Von dieser Gefahr sind auch die Logistiker betroffen, die „nur“ für Materiallieferung und Instandsetzung zuständig sind?
Ja, denn wir führen Transporte im Land durch – und wir stellen die Bergebereitschaft. Wenn ein Fahrzeug liegen bleibt, muss diese Einheit ausrücken, um es zurück ins Lager zu holen, was nicht ungefährlich ist. Die 80 Mann, die dafür abgestellt wurden, sind eine handverlesene Truppe. Die Wenigsten davon sind zum ersten Mal dabei, und deren Einsatzausbildung wird auch am weitesten vorangetrieben. Es ist meine wesentliche Leistung und auch Pflicht, die Soldaten für diesen fordernden Auftrag bestmöglich vorzubereiten und auszubilden.
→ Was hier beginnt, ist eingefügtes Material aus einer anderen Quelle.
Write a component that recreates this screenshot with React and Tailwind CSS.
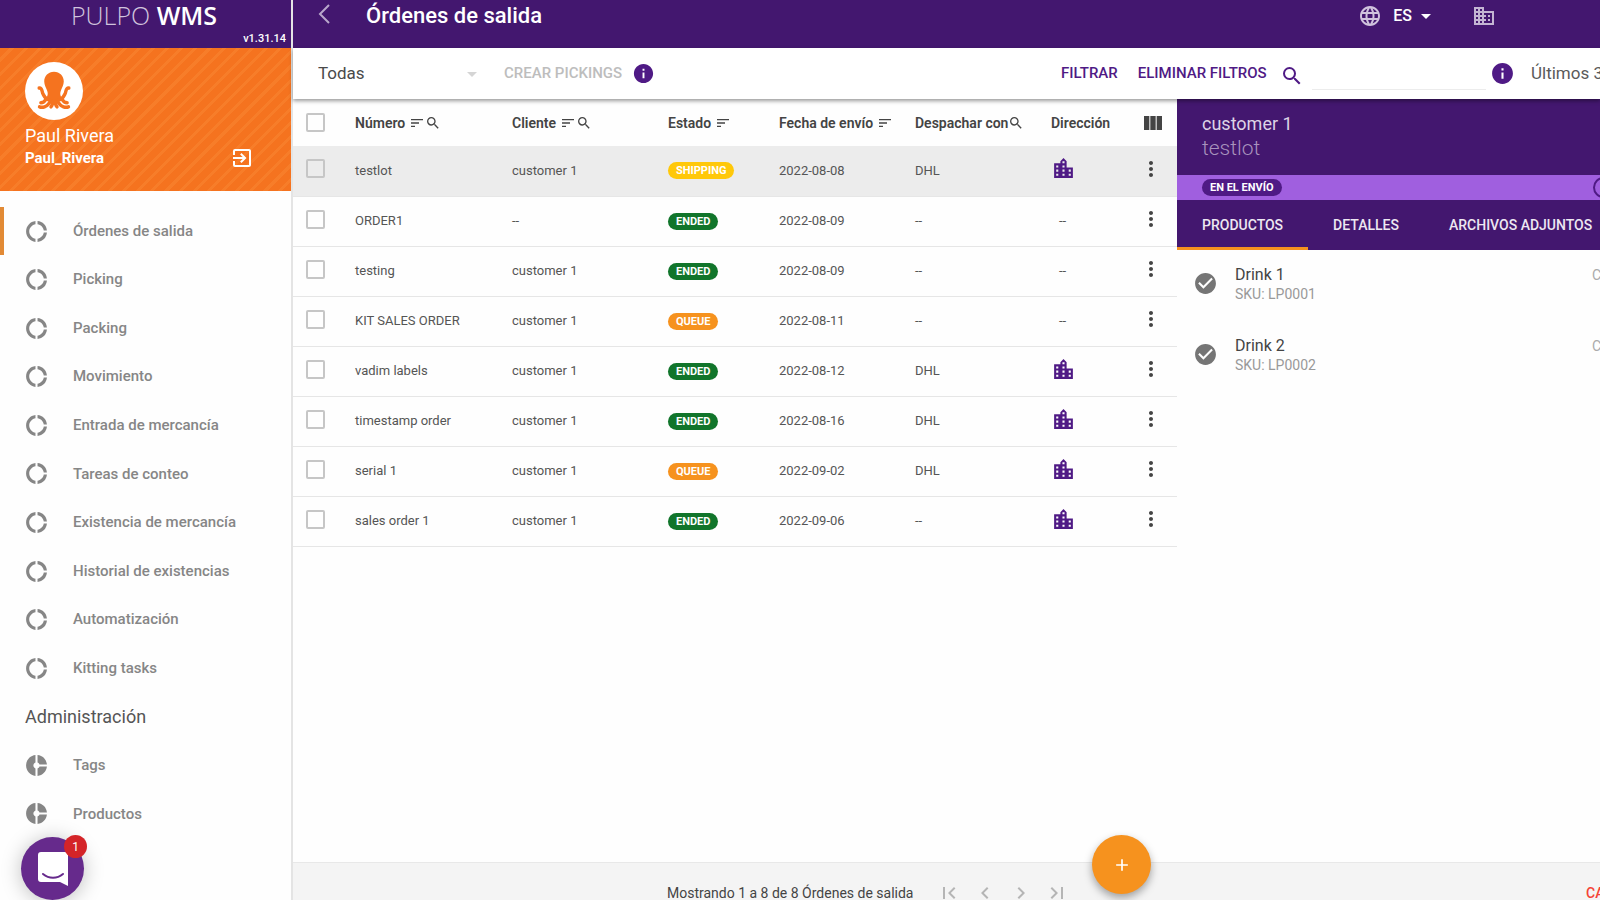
import React, { useState } from 'react';
import {
  MdAdd,
  MdArrowDropDown,
  MdBusiness,
  MdCheckCircle,
  MdChevronLeft,
  MdChevronRight,
  MdDonutLarge,
  MdDonutSmall,
  MdExitToApp,
  MdFirstPage,
  MdInfo,
  MdLanguage,
  MdLastPage,
  MdLocationCity,
  MdMoreVert,
  MdSearch,
  MdSort,
  MdViewColumn,
} from 'react-icons/md';

const menu = [
  { label: 'Órdenes de salida', active: true },
  { label: 'Picking' },
  { label: 'Packing' },
  { label: 'Movimiento' },
  { label: 'Entrada de mercancía' },
  { label: 'Tareas de conteo' },
  { label: 'Existencia de mercancía' },
  { label: 'Historial de existencias' },
  { label: 'Automatización' },
  { label: 'Kitting tasks' },
];

const adminMenu = [{ label: 'Tags' }, { label: 'Productos' }];

const columns = [
  { label: 'Número', sort: true, search: true },
  { label: 'Cliente', sort: true, search: true },
  { label: 'Estado', sort: true },
  { label: 'Fecha de envío', sort: true },
  { label: 'Despachar con', search: true },
  { label: 'Dirección' },
];

const orders = [
  { number: 'testlot', customer: 'customer 1', state: 'SHIPPING', date: '2022-08-08', carrier: 'DHL', address: true },
  { number: 'ORDER1', customer: '--', state: 'ENDED', date: '2022-08-09', carrier: '--', address: false },
  { number: 'testing', customer: 'customer 1', state: 'ENDED', date: '2022-08-09', carrier: '--', address: false },
  { number: 'KIT SALES ORDER', customer: 'customer 1', state: 'QUEUE', date: '2022-08-11', carrier: '--', address: false },
  { number: 'vadim labels', customer: 'customer 1', state: 'ENDED', date: '2022-08-12', carrier: 'DHL', address: true },
  { number: 'timestamp order', customer: 'customer 1', state: 'ENDED', date: '2022-08-16', carrier: 'DHL', address: true },
  { number: 'serial 1', customer: 'customer 1', state: 'QUEUE', date: '2022-09-02', carrier: 'DHL', address: true },
  { number: 'sales order 1', customer: 'customer 1', state: 'ENDED', date: '2022-09-06', carrier: '--', address: true },
];

const stateColors = {
  SHIPPING: 'bg-[#ffc80a]',
  ENDED: 'bg-[#11752b]',
  QUEUE: 'bg-[#f6921e]',
};

const products = [
  { name: 'Drink 1', sku: 'LP0001' },
  { name: 'Drink 2', sku: 'LP0002' },
];

const checkboxClass = 'block size-[19px] appearance-none rounded-[2px] border-2 border-[#c6c6c6] checked:bg-[#4f1a85]';

const OctopusLogo = () => (
  <svg viewBox="0 0 172 172" className="size-[58px]" aria-hidden="true">
    <circle cx="86" cy="86" r="86" fill="#fff" />
    <path
      d="M86 29c-17 0-29 13-29 29 0 11 6 19 9 28 3 8 1 15-3 21l23 12 23-12c-4-6-6-13-3-21 3-9 9-17 9-28 0-16-12-29-29-29z"
      fill="#f5731f"
    />
    <g fill="none" stroke="#f5731f" strokeWidth="10" strokeLinecap="round" strokeLinejoin="round">
      <path d="M42 77c9-1 8 9 11 17 3 8 8 14 16 18M130 77c-9-1-8 9-11 17-3 8-8 14-16 18" />
      <path d="M62 111c-4 7-8 10-15 10M58 133c-6 2-10 2-15 0M76 114c-4 10-9 16-18 19M110 111c4 7 8 10 15 10M114 133c6 2 10 2 15 0M96 114c4 10 9 16 18 19" />
      <path d="M81 118c1 7 0 11-4 15M91 118c-1 7 0 11 4 15" />
    </g>
  </svg>
);

const MenuItem = ({ label, active, icon: Icon }) => (
  <li>
    <a
      href="#"
      className={`flex h-12 items-center gap-6 border-l-4 pl-5 text-[15px] font-medium text-[#868686] ${
        active ? 'border-[#e28a35]' : 'border-transparent'
      }`}
    >
      <Icon className="size-[25px] shrink-0" />
      {label}
    </a>
  </li>
);

const Sidebar = () => (
  <aside className="flex w-[293px] shrink-0 flex-col border-r-2 border-[#e4e4e4] bg-[#fefefe]">
    <div className="flex h-12 shrink-0 flex-col justify-between bg-[#43176f] text-white">
      <div className="pl-[71px] font-['Open_Sans',sans-serif] text-[25px] leading-[30px] font-light text-[#d0c3dd]">
        PULPO <span className="font-semibold text-white">WMS</span>
      </div>
      <div className="pr-[5px] text-right text-[11px] leading-[18px] font-medium">v1.31.14</div>
    </div>

    <div className="flex h-[143px] shrink-0 flex-col bg-[repeating-linear-gradient(135deg,#f5731f_0px,#f5731f_7px,#f77d29_7px,#f77d29_10px)] pt-[14px] pl-[25px] text-white">
      <OctopusLogo />
      <div className="mt-1 text-lg leading-6">Paul Rivera</div>
      <div className="flex items-center justify-between pr-[37px]">
        <span className="text-[15px] leading-5 font-bold">Paul_Rivera</span>
        <button type="button" aria-label="Cerrar sesión" className="-my-1">
          <MdExitToApp className="size-6" />
        </button>
      </div>
    </div>

    <nav className="flex min-h-0 flex-1 pt-4 pb-[62px]">
      <ul className="flex flex-1 flex-col justify-between">
        {menu.map((item) => (
          <MenuItem key={item.label} {...item} icon={MdDonutLarge} />
        ))}
        <li className="flex h-12 items-center pl-[25px] text-lg text-[#555]">Administración</li>
        {adminMenu.map((item) => (
          <MenuItem key={item.label} {...item} icon={MdDonutSmall} />
        ))}
      </ul>
    </nav>
  </aside>
);

const TopBar = () => (
  <header className="flex h-12 shrink-0 items-center bg-[#43176f] pr-[104px] pb-4 pl-[25px] text-white">
    <button type="button" aria-label="Volver" className="pb-1 text-[#b9a7cb]">
      <svg viewBox="0 0 12 20" className="h-5 w-3" fill="none" stroke="currentColor" strokeWidth="2" aria-hidden="true">
        <path d="M11 1l-9 9 9 9" />
      </svg>
    </button>
    <h1 className="ml-9 flex-1 text-[22px] leading-7 font-medium">Órdenes de salida</h1>
    <MdLanguage className="size-6 text-[#d0c3dd]" />
    <button type="button" className="ml-[11px] flex items-center gap-0.5 text-base font-medium">
      ES
      <MdArrowDropDown className="size-6" />
    </button>
    <button type="button" aria-label="Empresa" className="ml-[34px] text-[#c4b5d3]">
      <MdBusiness className="size-6" />
    </button>
  </header>
);

const Toolbar = ({ view, onView }) => (
  <div className="relative z-10 flex h-[51px] shrink-0 items-center overflow-x-clip bg-white pl-[25px] shadow-[0_2px_4px_rgba(0,0,0,0.4)]">
    <div className="relative flex w-[166px] items-center">
      <select
        aria-label="Vista"
        value={view}
        onChange={(e) => onView(e.target.value)}
        className="w-full appearance-none bg-transparent text-[17px] text-[#4a4a4a]"
      >
        <option>Todas</option>
      </select>
      <MdArrowDropDown className="pointer-events-none absolute right-0 size-6 text-[#d5d5d5]" />
    </div>
    <button type="button" disabled className="ml-5 text-[15px] font-medium text-[#bdbdbd]">
      CREAR PICKINGS
    </button>
    <MdInfo className="ml-[10px] size-[23px] text-[#4f1a85]" />

    <div className="ml-auto flex w-[539px] shrink-0 items-center">
      <button type="button" className="text-[15px] font-medium text-[#4f1a85]">FILTRAR</button>
      <button type="button" className="ml-5 text-[15px] font-medium text-[#4f1a85]">ELIMINAR FILTROS</button>
      <label htmlFor="search" className="ml-[13px] pt-1">
        <MdSearch className="size-6 text-[#4f1a85]" />
      </label>
      <input
        id="search"
        type="text"
        aria-label="Buscar"
        className="ml-2 h-8 min-w-0 flex-1 border-b border-[#ececec] bg-transparent text-sm outline-none"
      />
      <MdInfo className="ml-1 size-[25px] shrink-0 text-[#4f1a85]" />
      <div className="ml-4 w-[69px] shrink-0 text-[17px] whitespace-nowrap text-[#5a5a5a]">Últimos 30 días</div>
    </div>
  </div>
);

const OrdersTable = ({ checked, onCheck }) => (
  <table className="w-full table-fixed border-collapse text-left text-[13px] text-[#555]">
    <colgroup>
      <col className="w-[62px]" />
      <col className="w-[157px]" />
      <col className="w-[156px]" />
      <col className="w-[111px]" />
      <col className="w-[136px]" />
      <col className="w-[136px]" />
      <col />
      <col className="w-[52px]" />
    </colgroup>
    <thead>
      <tr className="h-[47px] text-[#444]">
        <th className="pl-[13px]">
          <input type="checkbox" aria-label="Seleccionar todas" className={checkboxClass} />
        </th>
        {columns.map((col) => (
          <th key={col.label} className="text-sm font-semibold whitespace-nowrap">
            <span className="flex items-center">
              {col.label}
              {col.sort && <MdSort className="ml-1 size-4" />}
              {col.search && <MdSearch className="size-4" />}
            </span>
          </th>
        ))}
        <th>
          <button type="button" aria-label="Columnas" className="block pl-4">
            <MdViewColumn className="size-6" />
          </button>
        </th>
      </tr>
    </thead>
    <tbody>
      {orders.map((order, i) => (
        <tr key={order.number} className={`h-[50px] border-b border-[#e6e6e6] ${i === 0 ? 'bg-[#ececec]' : ''}`}>
          <td className="pb-1 pl-[13px]">
            <input
              type="checkbox"
              aria-label={order.number}
              checked={!!checked[order.number]}
              onChange={() => onCheck(order.number)}
              className={checkboxClass}
            />
          </td>
          <td>{order.number}</td>
          <td>{order.customer}</td>
          <td>
            <span
              className={`block w-fit rounded-full px-2 text-[11px] leading-[17px] font-bold text-white ${stateColors[order.state]}`}
            >
              {order.state}
            </span>
          </td>
          <td>{order.date}</td>
          <td>{order.carrier}</td>
          <td>
            {order.address ? (
              <MdLocationCity className="mb-1 size-[25px] text-[#4f1a85]" />
            ) : (
              <span className="pl-2">--</span>
            )}
          </td>
          <td className="pb-1">
            <button type="button" aria-label="Más acciones" className="block pl-[14px] text-[#444]">
              <MdMoreVert className="size-6" />
            </button>
          </td>
        </tr>
      ))}
    </tbody>
  </table>
);

const DetailPanel = () => (
  <section className="w-[423px] shrink-0 overflow-hidden bg-[#fefefe]">
    <div className="h-[76px] bg-[#43176f] pt-[13px] pl-[25px] text-lg leading-6">
      <div className="text-[#ddd3e6]">customer 1</div>
      <div className="text-[21px] leading-6 font-light text-[#a892bd]">testlot</div>
    </div>
    <div className="flex h-[25px] items-center justify-between bg-[#a05fdf] pl-[25px]">
      <span className="rounded-full bg-[#4f1a85] px-2 text-[11px] leading-[17px] font-bold text-white">EN EL ENVÍO</span>
      <span className="-mr-[14px] size-[21px] rounded-full border-2 border-[#4f1a85]"></span>
    </div>
    <div role="tablist" className="flex h-[50px] bg-[#43176f] text-sm font-medium whitespace-nowrap text-[#ede7f2]">
      <button type="button" role="tab" aria-selected="true" className="border-b-[3px] border-[#f6921e] px-[25px] pt-0.5">
        PRODUCTOS
      </button>
      <button type="button" role="tab" aria-selected="false" className="border-b-[3px] border-transparent px-[25px] pt-0.5">
        DETALLES
      </button>
      <button type="button" role="tab" aria-selected="false" className="border-b-[3px] border-transparent px-[25px] pt-0.5">
        ARCHIVOS ADJUNTOS
      </button>
    </div>
    <ul className="pt-px">
      {products.map((product) => (
        <li key={product.sku} className="flex h-[71px] items-start pl-4">
          <MdCheckCircle className="mt-5 size-[25px] text-[#757575]" />
          <div className="ml-[17px] flex-1 pt-[14px]">
            <div className="text-base leading-5 text-[#444]">{product.name}</div>
            <div className="text-sm leading-[18px] text-[#999]">SKU: {product.sku}</div>
          </div>
          <div className="w-2 pt-[14px] text-sm leading-5 text-[#aaa]">Cantidad</div>
        </li>
      ))}
    </ul>
  </section>
);

const Footer = () => (
  <footer className="flex h-[38px] shrink-0 items-start border-t border-[#e8e8e8] bg-[#f4f4f4] pt-[18px] pl-[374px]">
    <div className="text-sm leading-6 whitespace-nowrap text-[#444]">Mostrando 1 a 8 de 8 Órdenes de salida</div>
    <div className="ml-6 flex gap-3 text-[#b5b5b5]">
      <button type="button" aria-label="Primera página"><MdFirstPage className="size-6" /></button>
      <button type="button" aria-label="Página anterior"><MdChevronLeft className="size-6" /></button>
      <button type="button" aria-label="Página siguiente"><MdChevronRight className="size-6" /></button>
      <button type="button" aria-label="Última página"><MdLastPage className="size-6" /></button>
    </div>
    <button type="button" className="ml-auto w-[14px] text-left text-sm leading-6 font-medium text-[#f44336]">
      CANCELAR
    </button>
  </footer>
);

const ChatButton = () => (
  <div className="absolute bottom-0 left-[21px]">
    <button
      type="button"
      aria-label="Chat"
      className="flex size-[63px] items-center justify-center rounded-full bg-[#662a8c] shadow-[0_2px_20px_rgba(0,0,0,0.25)]"
    >
      <svg viewBox="0 0 30 34" className="h-[34px] w-[30px]" aria-hidden="true">
        <path d="M3 0h24a3 3 0 0 1 3 3v31l-8-4H3a3 3 0 0 1-3-3V3a3 3 0 0 1 3-3z" fill="#fff" />
        <path d="M5 22c6 5 14 5 20 0" fill="none" stroke="#662a8c" strokeWidth="2" strokeLinecap="round" />
      </svg>
    </button>
    <span className="absolute -top-[2px] -right-[3px] flex size-[23px] items-center justify-center rounded-full bg-[#d42428] text-xs text-white">
      1
    </span>
  </div>
);

const App = () => {
  const [view, setView] = useState('Todas');
  const [checked, setChecked] = useState({});

  const toggleOrder = (number) => {
    setChecked({ ...checked, [number]: !checked[number] });
  };

  return (
    <div className="relative flex h-screen overflow-hidden bg-[#fefefe] font-[Roboto,sans-serif]">
      <Sidebar />

      <div className="relative flex min-w-0 flex-1 flex-col">
        <TopBar />
        <Toolbar view={view} onView={setView} />
        <main className="flex min-h-0 flex-1">
          <div className="min-w-0 flex-1">
            <OrdersTable checked={checked} onCheck={toggleOrder} />
          </div>
          <DetailPanel />
        </main>
        <Footer />

        {/* Floating add button */}
        <button
          type="button"
          aria-label="Nueva orden"
          className="absolute right-[449px] bottom-[6px] flex size-[59px] items-center justify-center rounded-full bg-[#f6921e] text-white shadow-[0_4px_8px_rgba(0,0,0,0.35)]"
        >
          <MdAdd className="size-5" />
        </button>
      </div>

      <ChatButton />
    </div>
  );
};

export default App;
Wie viele werden zum ersten Mal dabei sein – und wie bereiten Sie die Leute vor?
Ungefähr 50 Prozent der 300 Soldaten nehmen das erste Mal an einer solchen Mission teil. Seit Jahresanfang läuft die sogenannte Einsatzorientierte Ausbildung zur Krisen- und Konfliktbewältigung, bei der Dinge wie Patrouille oder Fahren in schwierigem Gelände geübt werden. Auch das Verhalten gegenüber der einheimischen Bevölkerung, zum Beispiel in ernsten Situationen, steht auf der Tagesordnung. Ende Januar waren wir auf dem Truppenübungsplatz in Altengrabow, Anfang März geht es in Lehnin weiter. Neben der Einsatzausbildung sind aber auch andere Dinge wichtig, zum Beispiel die Frage der sozialen Absicherung. Dazu gibt es Schulungen. Wir wollen Anfang September fertig sein, damit die Soldaten vor dem Abmarsch noch einmal Zeit zum Durchatmen haben.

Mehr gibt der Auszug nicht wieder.